Task instructions: The data below should be printed in full, exactly, and without any of its images.

= = =

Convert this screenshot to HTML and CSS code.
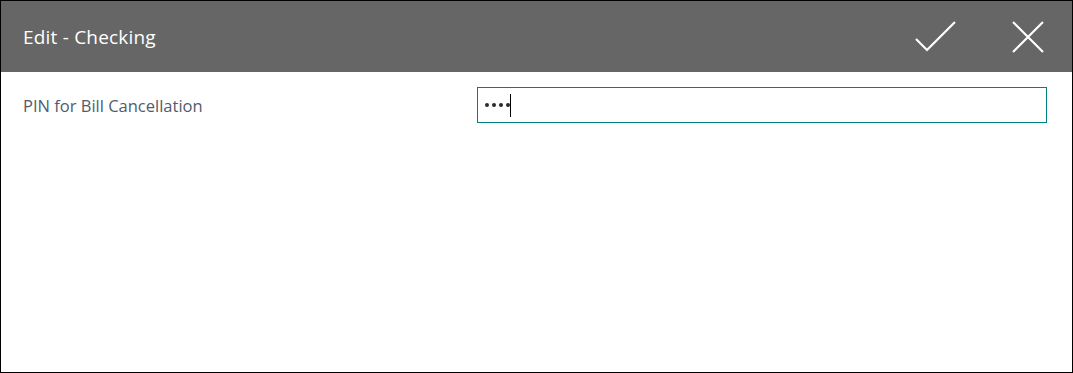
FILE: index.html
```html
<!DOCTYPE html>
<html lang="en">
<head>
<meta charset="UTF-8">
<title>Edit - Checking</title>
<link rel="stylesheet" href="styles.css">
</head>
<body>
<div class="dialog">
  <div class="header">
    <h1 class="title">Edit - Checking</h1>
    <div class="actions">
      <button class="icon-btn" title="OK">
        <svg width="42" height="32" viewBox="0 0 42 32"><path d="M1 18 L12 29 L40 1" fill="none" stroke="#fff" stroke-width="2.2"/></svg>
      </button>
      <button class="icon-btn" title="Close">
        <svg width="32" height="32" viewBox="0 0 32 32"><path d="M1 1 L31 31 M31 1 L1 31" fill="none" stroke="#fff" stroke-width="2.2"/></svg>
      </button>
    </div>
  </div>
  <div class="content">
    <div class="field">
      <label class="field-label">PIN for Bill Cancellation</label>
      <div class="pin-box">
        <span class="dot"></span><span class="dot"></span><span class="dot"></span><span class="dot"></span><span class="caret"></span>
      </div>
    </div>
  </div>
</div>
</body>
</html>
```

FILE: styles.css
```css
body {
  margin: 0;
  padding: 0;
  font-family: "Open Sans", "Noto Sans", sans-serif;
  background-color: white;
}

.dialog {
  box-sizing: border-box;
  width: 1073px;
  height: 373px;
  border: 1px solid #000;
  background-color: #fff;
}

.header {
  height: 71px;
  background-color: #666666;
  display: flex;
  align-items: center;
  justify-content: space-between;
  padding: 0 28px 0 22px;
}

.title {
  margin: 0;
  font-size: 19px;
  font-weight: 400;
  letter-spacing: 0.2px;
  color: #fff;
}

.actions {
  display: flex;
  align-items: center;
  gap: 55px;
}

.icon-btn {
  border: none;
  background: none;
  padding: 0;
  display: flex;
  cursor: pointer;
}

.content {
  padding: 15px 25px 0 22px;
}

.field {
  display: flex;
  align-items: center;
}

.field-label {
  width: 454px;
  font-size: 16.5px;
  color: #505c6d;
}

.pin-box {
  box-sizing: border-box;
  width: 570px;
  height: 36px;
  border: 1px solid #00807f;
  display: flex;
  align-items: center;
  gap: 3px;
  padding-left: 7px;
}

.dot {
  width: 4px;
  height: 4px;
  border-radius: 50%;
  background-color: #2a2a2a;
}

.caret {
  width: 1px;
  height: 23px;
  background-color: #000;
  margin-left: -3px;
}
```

= = =

Expected answer:
Convert this screenshot to HTML and CSS code.
FILE: index.html
```html
<!DOCTYPE html>
<html lang="en">
<head>
<meta charset="UTF-8">
<title>Edit - Checking</title>
<link rel="stylesheet" href="styles.css">
</head>
<body>
<div class="dialog">
  <div class="header">
    <h1 class="title">Edit - Checking</h1>
    <div class="actions">
      <button class="icon-btn" title="OK">
        <svg width="42" height="32" viewBox="0 0 42 32"><path d="M1 18 L12 29 L40 1" fill="none" stroke="#fff" stroke-width="2.2"/></svg>
      </button>
      <button class="icon-btn" title="Close">
        <svg width="32" height="32" viewBox="0 0 32 32"><path d="M1 1 L31 31 M31 1 L1 31" fill="none" stroke="#fff" stroke-width="2.2"/></svg>
      </button>
    </div>
  </div>
  <div class="content">
    <div class="field">
      <label class="field-label">PIN for Bill Cancellation</label>
      <div class="pin-box">
        <span class="dot"></span><span class="dot"></span><span class="dot"></span><span class="dot"></span><span class="caret"></span>
      </div>
    </div>
  </div>
</div>
</body>
</html>
```

FILE: styles.css
```css
body {
  margin: 0;
  padding: 0;
  font-family: "Open Sans", "Noto Sans", sans-serif;
  background-color: white;
}

.dialog {
  box-sizing: border-box;
  width: 1073px;
  height: 373px;
  border: 1px solid #000;
  background-color: #fff;
}

.header {
  height: 71px;
  background-color: #666666;
  display: flex;
  align-items: center;
  justify-content: space-between;
  padding: 0 28px 0 22px;
}

.title {
  margin: 0;
  font-size: 19px;
  font-weight: 400;
  letter-spacing: 0.2px;
  color: #fff;
}

.actions {
  display: flex;
  align-items: center;
  gap: 55px;
}

.icon-btn {
  border: none;
  background: none;
  padding: 0;
  display: flex;
  cursor: pointer;
}

.content {
  padding: 15px 25px 0 22px;
}

.field {
  display: flex;
  align-items: center;
}

.field-label {
  width: 454px;
  font-size: 16.5px;
  color: #505c6d;
}

.pin-box {
  box-sizing: border-box;
  width: 570px;
  height: 36px;
  border: 1px solid #00807f;
  display: flex;
  align-items: center;
  gap: 3px;
  padding-left: 7px;
}

.dot {
  width: 4px;
  height: 4px;
  border-radius: 50%;
  background-color: #2a2a2a;
}

.caret {
  width: 1px;
  height: 23px;
  background-color: #000;
  margin-left: -3px;
}
```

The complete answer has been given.